Looking out the forward view port, I watched the little ROV disappear down the interior passageway. This was an area where the senior deck officers had their quarters. Martin poked around there for about an hour. At one point we entered what we thought was the first officer’s quarters. The whole scene here was in an eerie black-and-white, as most of the paint was long gone. Visibility was low due to all the floating rust particles that J.J.‘s tether had knocked loose. One thing that stood out was a plaque that stated “Authorized Personnel Only.”
Mobbed by the media
By now we were running out of time for the dive as we still had our 2½-hour trip back to the surface. Martin began reeling in the tether, which was a tricky operation due to the bad visibility.

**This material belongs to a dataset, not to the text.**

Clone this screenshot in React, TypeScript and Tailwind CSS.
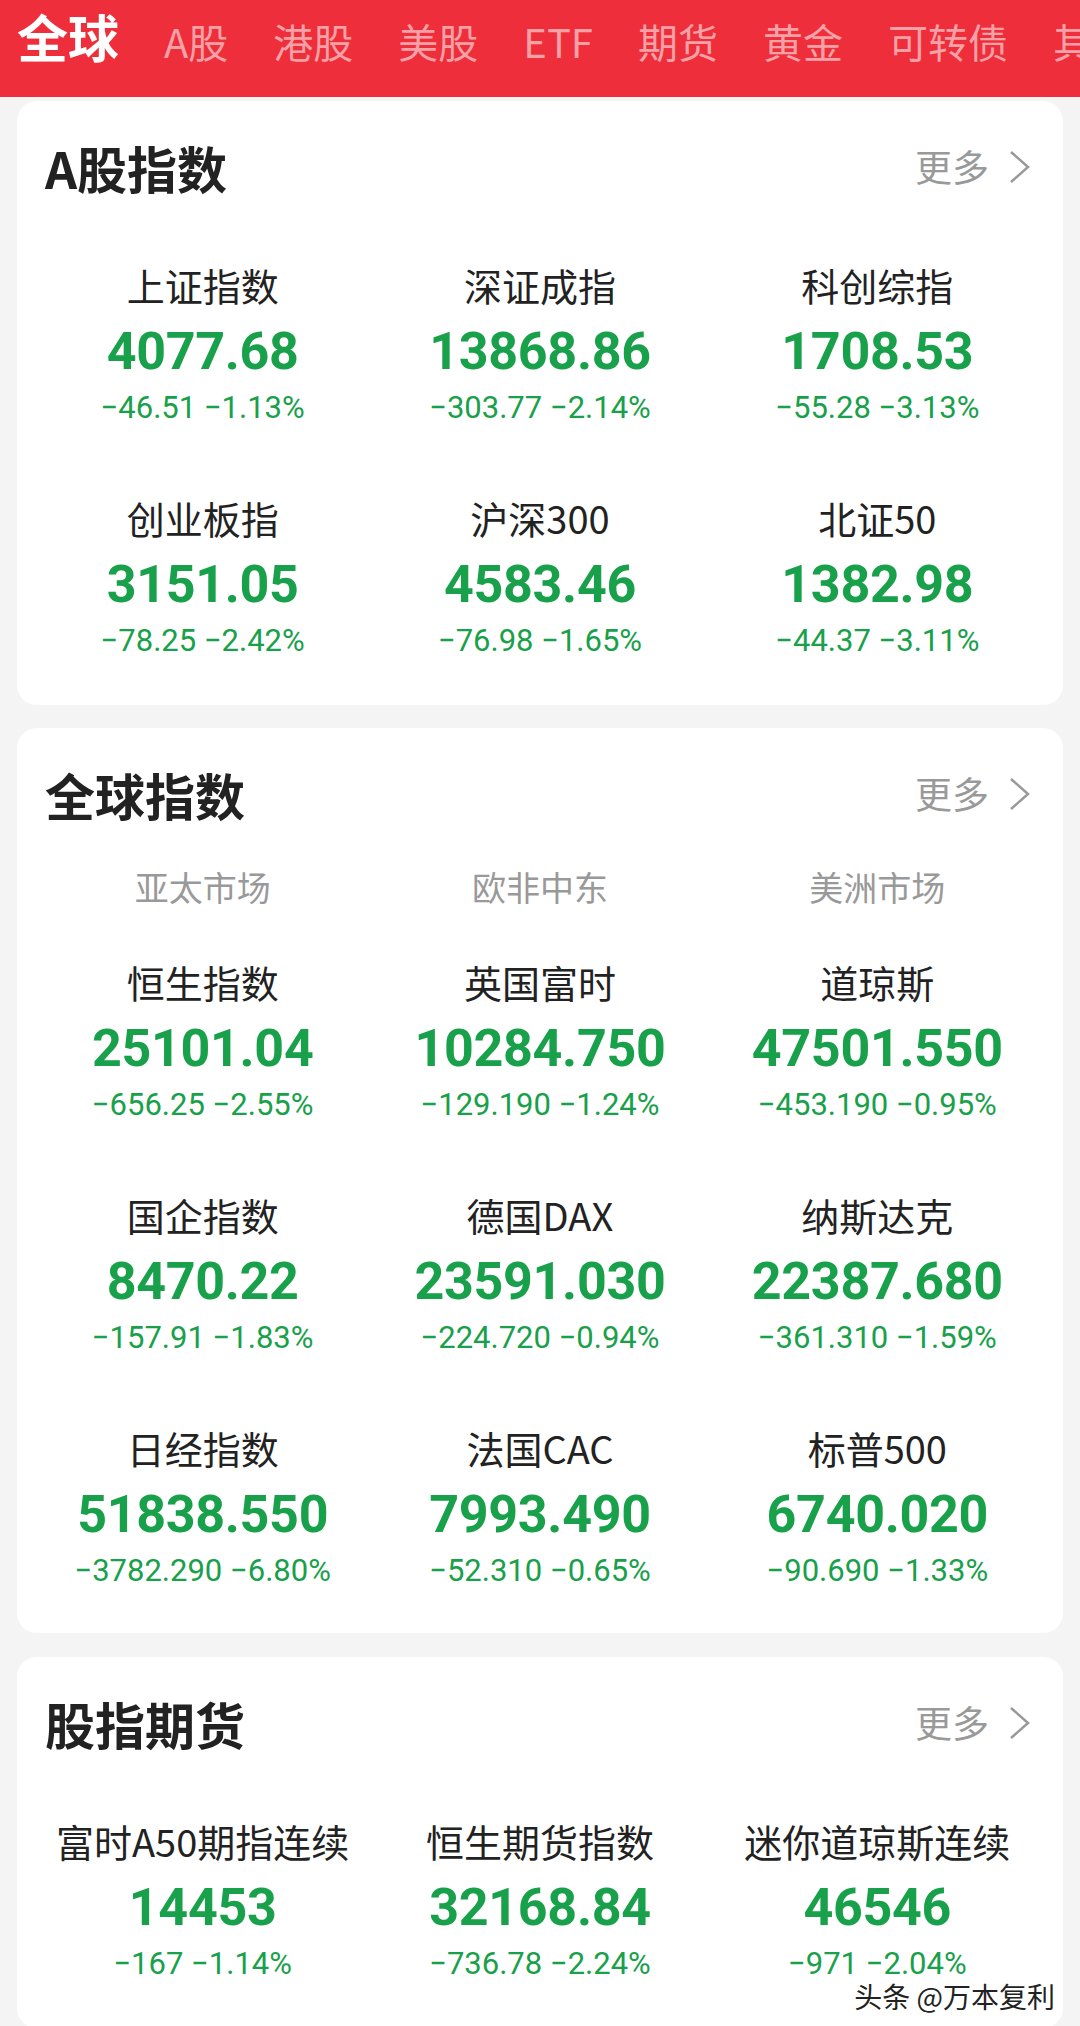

At one point, the tether got hung up coming around a corner and we had a few tense moments. In the end, it came free and Jason Jr. landed safely back in its cage. When all was secure, I lifted Alvin off the deck and turned tail on the Titanic for the last time, for me anyway. We didn’t know it at the time, but the Titanic was to have many visitors in the years to come.
Once again I drove away from the wreck to drop my weights and we began our slow ascent. There would be one more dive with Alvin the next day, but it was mostly a sightseeing trip for Navy lieutenants who had come along. They were not qualified to run Jason Jr. and lest they be tempted, Martin tie-wrapped it into its cage so it could not be used at all.
It took four days to get back to Woods Hole. We had heard that the press would be there, but none of us in the crew were prepared to see our home dock covered with at least 500 people, satellite uplink trucks, banners, and balloons. There was Champagne, and we had interviews with the press all day—a festive end to another successful chapter in Alvin’s long history.